Your task is to repeat the lines below exactly, excluding any pictures they contain.
==== Data section
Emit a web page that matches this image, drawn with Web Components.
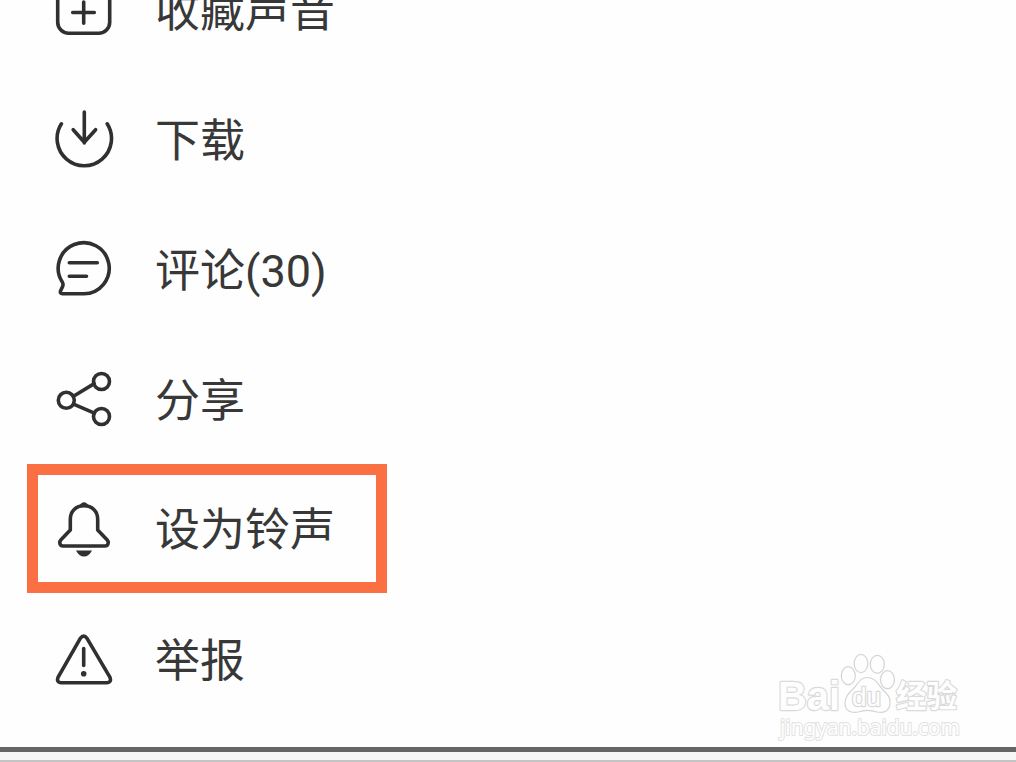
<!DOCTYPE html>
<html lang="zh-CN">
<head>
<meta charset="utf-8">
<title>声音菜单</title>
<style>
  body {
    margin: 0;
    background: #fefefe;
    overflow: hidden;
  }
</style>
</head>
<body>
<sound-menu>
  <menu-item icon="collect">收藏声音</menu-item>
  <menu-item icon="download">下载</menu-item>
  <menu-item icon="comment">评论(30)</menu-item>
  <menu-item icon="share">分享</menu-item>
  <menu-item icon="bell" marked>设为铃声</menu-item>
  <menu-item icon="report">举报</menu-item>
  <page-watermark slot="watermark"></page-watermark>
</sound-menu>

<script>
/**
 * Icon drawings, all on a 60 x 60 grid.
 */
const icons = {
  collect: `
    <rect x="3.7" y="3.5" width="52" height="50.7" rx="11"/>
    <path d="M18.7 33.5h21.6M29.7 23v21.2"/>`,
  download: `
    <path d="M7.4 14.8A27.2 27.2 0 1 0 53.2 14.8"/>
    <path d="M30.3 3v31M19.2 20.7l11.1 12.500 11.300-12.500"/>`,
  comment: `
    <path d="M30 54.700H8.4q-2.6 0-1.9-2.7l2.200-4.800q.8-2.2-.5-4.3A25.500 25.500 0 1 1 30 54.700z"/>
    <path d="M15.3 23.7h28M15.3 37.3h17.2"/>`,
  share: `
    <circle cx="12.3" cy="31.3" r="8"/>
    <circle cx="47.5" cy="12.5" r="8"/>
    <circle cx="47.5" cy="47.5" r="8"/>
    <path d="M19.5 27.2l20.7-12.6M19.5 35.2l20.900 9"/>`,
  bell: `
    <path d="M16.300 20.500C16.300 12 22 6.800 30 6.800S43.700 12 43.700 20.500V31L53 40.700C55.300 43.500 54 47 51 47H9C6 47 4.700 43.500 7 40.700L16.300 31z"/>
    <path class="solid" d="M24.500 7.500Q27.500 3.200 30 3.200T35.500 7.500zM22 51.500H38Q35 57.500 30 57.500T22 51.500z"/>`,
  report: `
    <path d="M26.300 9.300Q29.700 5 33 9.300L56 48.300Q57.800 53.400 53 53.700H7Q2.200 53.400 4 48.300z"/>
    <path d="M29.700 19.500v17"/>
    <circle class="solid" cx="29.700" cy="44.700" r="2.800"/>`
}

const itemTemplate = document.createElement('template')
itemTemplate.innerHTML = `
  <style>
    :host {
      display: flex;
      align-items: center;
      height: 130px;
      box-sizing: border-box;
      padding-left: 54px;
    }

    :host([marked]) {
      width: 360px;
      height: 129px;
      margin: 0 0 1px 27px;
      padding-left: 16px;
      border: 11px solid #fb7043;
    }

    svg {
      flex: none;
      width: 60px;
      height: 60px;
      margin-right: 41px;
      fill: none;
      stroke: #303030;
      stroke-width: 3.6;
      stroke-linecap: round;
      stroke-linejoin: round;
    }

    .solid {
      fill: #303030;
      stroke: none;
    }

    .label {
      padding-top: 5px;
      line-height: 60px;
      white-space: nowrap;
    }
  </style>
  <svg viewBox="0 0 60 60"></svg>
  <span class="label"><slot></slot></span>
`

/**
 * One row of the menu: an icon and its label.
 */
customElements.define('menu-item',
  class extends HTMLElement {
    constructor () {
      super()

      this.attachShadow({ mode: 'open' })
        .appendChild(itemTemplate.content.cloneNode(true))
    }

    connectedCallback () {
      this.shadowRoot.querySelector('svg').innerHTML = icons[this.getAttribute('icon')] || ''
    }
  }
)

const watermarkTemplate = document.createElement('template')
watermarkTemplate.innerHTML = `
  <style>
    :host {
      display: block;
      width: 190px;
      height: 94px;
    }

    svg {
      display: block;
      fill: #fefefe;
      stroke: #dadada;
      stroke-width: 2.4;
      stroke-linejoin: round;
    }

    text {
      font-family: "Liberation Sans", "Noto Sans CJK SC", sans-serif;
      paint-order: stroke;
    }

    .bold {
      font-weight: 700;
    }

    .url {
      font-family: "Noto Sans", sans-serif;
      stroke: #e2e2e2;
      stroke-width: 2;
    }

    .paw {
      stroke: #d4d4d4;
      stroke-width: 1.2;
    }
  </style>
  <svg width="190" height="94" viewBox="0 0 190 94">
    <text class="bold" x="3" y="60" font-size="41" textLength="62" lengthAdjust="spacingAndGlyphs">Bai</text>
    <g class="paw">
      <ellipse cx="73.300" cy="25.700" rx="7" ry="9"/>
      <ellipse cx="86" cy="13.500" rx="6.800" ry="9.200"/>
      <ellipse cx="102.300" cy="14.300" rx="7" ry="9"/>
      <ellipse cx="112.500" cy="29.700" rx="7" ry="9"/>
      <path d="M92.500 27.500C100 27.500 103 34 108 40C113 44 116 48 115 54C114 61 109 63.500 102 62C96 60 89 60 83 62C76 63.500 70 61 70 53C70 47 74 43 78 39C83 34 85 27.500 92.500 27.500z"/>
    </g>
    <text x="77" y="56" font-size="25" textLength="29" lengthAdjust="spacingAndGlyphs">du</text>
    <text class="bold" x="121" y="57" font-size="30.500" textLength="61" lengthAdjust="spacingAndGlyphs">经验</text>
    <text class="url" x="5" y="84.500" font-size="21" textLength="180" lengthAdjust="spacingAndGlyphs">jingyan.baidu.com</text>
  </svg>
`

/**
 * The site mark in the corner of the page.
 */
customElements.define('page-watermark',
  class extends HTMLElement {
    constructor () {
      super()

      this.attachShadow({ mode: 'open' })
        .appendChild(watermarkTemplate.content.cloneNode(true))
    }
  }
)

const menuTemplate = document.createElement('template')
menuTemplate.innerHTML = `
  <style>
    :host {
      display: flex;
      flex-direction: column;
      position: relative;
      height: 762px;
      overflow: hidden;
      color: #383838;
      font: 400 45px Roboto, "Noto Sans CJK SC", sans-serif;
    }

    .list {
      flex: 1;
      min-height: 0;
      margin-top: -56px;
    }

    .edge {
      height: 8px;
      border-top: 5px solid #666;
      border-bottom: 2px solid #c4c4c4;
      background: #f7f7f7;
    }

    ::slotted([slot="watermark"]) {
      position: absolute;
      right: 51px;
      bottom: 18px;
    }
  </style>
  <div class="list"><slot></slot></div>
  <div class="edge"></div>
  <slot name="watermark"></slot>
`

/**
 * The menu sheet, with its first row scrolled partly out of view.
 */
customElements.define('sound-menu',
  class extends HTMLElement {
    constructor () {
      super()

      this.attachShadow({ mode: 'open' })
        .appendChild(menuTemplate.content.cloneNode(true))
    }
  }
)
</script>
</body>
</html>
========
Answer to the exercise
Emit a web page that matches this image, drawn with Web Components.
<!DOCTYPE html>
<html lang="zh-CN">
<head>
<meta charset="utf-8">
<title>声音菜单</title>
<style>
  body {
    margin: 0;
    background: #fefefe;
    overflow: hidden;
  }
</style>
</head>
<body>
<sound-menu>
  <menu-item icon="collect">收藏声音</menu-item>
  <menu-item icon="download">下载</menu-item>
  <menu-item icon="comment">评论(30)</menu-item>
  <menu-item icon="share">分享</menu-item>
  <menu-item icon="bell" marked>设为铃声</menu-item>
  <menu-item icon="report">举报</menu-item>
  <page-watermark slot="watermark"></page-watermark>
</sound-menu>

<script>
/**
 * Icon drawings, all on a 60 x 60 grid.
 */
const icons = {
  collect: `
    <rect x="3.7" y="3.5" width="52" height="50.7" rx="11"/>
    <path d="M18.7 33.5h21.6M29.7 23v21.2"/>`,
  download: `
    <path d="M7.4 14.8A27.2 27.2 0 1 0 53.2 14.8"/>
    <path d="M30.3 3v31M19.2 20.7l11.1 12.500 11.300-12.500"/>`,
  comment: `
    <path d="M30 54.700H8.4q-2.6 0-1.9-2.7l2.200-4.800q.8-2.2-.5-4.3A25.500 25.500 0 1 1 30 54.700z"/>
    <path d="M15.3 23.7h28M15.3 37.3h17.2"/>`,
  share: `
    <circle cx="12.3" cy="31.3" r="8"/>
    <circle cx="47.5" cy="12.5" r="8"/>
    <circle cx="47.5" cy="47.5" r="8"/>
    <path d="M19.5 27.2l20.7-12.6M19.5 35.2l20.900 9"/>`,
  bell: `
    <path d="M16.300 20.500C16.300 12 22 6.800 30 6.800S43.700 12 43.700 20.500V31L53 40.700C55.300 43.500 54 47 51 47H9C6 47 4.700 43.500 7 40.700L16.300 31z"/>
    <path class="solid" d="M24.500 7.500Q27.500 3.200 30 3.200T35.500 7.500zM22 51.500H38Q35 57.500 30 57.500T22 51.500z"/>`,
  report: `
    <path d="M26.300 9.300Q29.700 5 33 9.300L56 48.300Q57.800 53.400 53 53.700H7Q2.200 53.400 4 48.300z"/>
    <path d="M29.700 19.500v17"/>
    <circle class="solid" cx="29.700" cy="44.700" r="2.800"/>`
}

const itemTemplate = document.createElement('template')
itemTemplate.innerHTML = `
  <style>
    :host {
      display: flex;
      align-items: center;
      height: 130px;
      box-sizing: border-box;
      padding-left: 54px;
    }

    :host([marked]) {
      width: 360px;
      height: 129px;
      margin: 0 0 1px 27px;
      padding-left: 16px;
      border: 11px solid #fb7043;
    }

    svg {
      flex: none;
      width: 60px;
      height: 60px;
      margin-right: 41px;
      fill: none;
      stroke: #303030;
      stroke-width: 3.6;
      stroke-linecap: round;
      stroke-linejoin: round;
    }

    .solid {
      fill: #303030;
      stroke: none;
    }

    .label {
      padding-top: 5px;
      line-height: 60px;
      white-space: nowrap;
    }
  </style>
  <svg viewBox="0 0 60 60"></svg>
  <span class="label"><slot></slot></span>
`

/**
 * One row of the menu: an icon and its label.
 */
customElements.define('menu-item',
  class extends HTMLElement {
    constructor () {
      super()

      this.attachShadow({ mode: 'open' })
        .appendChild(itemTemplate.content.cloneNode(true))
    }

    connectedCallback () {
      this.shadowRoot.querySelector('svg').innerHTML = icons[this.getAttribute('icon')] || ''
    }
  }
)

const watermarkTemplate = document.createElement('template')
watermarkTemplate.innerHTML = `
  <style>
    :host {
      display: block;
      width: 190px;
      height: 94px;
    }

    svg {
      display: block;
      fill: #fefefe;
      stroke: #dadada;
      stroke-width: 2.4;
      stroke-linejoin: round;
    }

    text {
      font-family: "Liberation Sans", "Noto Sans CJK SC", sans-serif;
      paint-order: stroke;
    }

    .bold {
      font-weight: 700;
    }

    .url {
      font-family: "Noto Sans", sans-serif;
      stroke: #e2e2e2;
      stroke-width: 2;
    }

    .paw {
      stroke: #d4d4d4;
      stroke-width: 1.2;
    }
  </style>
  <svg width="190" height="94" viewBox="0 0 190 94">
    <text class="bold" x="3" y="60" font-size="41" textLength="62" lengthAdjust="spacingAndGlyphs">Bai</text>
    <g class="paw">
      <ellipse cx="73.300" cy="25.700" rx="7" ry="9"/>
      <ellipse cx="86" cy="13.500" rx="6.800" ry="9.200"/>
      <ellipse cx="102.300" cy="14.300" rx="7" ry="9"/>
      <ellipse cx="112.500" cy="29.700" rx="7" ry="9"/>
      <path d="M92.500 27.500C100 27.500 103 34 108 40C113 44 116 48 115 54C114 61 109 63.500 102 62C96 60 89 60 83 62C76 63.500 70 61 70 53C70 47 74 43 78 39C83 34 85 27.500 92.500 27.500z"/>
    </g>
    <text x="77" y="56" font-size="25" textLength="29" lengthAdjust="spacingAndGlyphs">du</text>
    <text class="bold" x="121" y="57" font-size="30.500" textLength="61" lengthAdjust="spacingAndGlyphs">经验</text>
    <text class="url" x="5" y="84.500" font-size="21" textLength="180" lengthAdjust="spacingAndGlyphs">jingyan.baidu.com</text>
  </svg>
`

/**
 * The site mark in the corner of the page.
 */
customElements.define('page-watermark',
  class extends HTMLElement {
    constructor () {
      super()

      this.attachShadow({ mode: 'open' })
        .appendChild(watermarkTemplate.content.cloneNode(true))
    }
  }
)

const menuTemplate = document.createElement('template')
menuTemplate.innerHTML = `
  <style>
    :host {
      display: flex;
      flex-direction: column;
      position: relative;
      height: 762px;
      overflow: hidden;
      color: #383838;
      font: 400 45px Roboto, "Noto Sans CJK SC", sans-serif;
    }

    .list {
      flex: 1;
      min-height: 0;
      margin-top: -56px;
    }

    .edge {
      height: 8px;
      border-top: 5px solid #666;
      border-bottom: 2px solid #c4c4c4;
      background: #f7f7f7;
    }

    ::slotted([slot="watermark"]) {
      position: absolute;
      right: 51px;
      bottom: 18px;
    }
  </style>
  <div class="list"><slot></slot></div>
  <div class="edge"></div>
  <slot name="watermark"></slot>
`

/**
 * The menu sheet, with its first row scrolled partly out of view.
 */
customElements.define('sound-menu',
  class extends HTMLElement {
    constructor () {
      super()

      this.attachShadow({ mode: 'open' })
        .appendChild(menuTemplate.content.cloneNode(true))
    }
  }
)
</script>
</body>
</html>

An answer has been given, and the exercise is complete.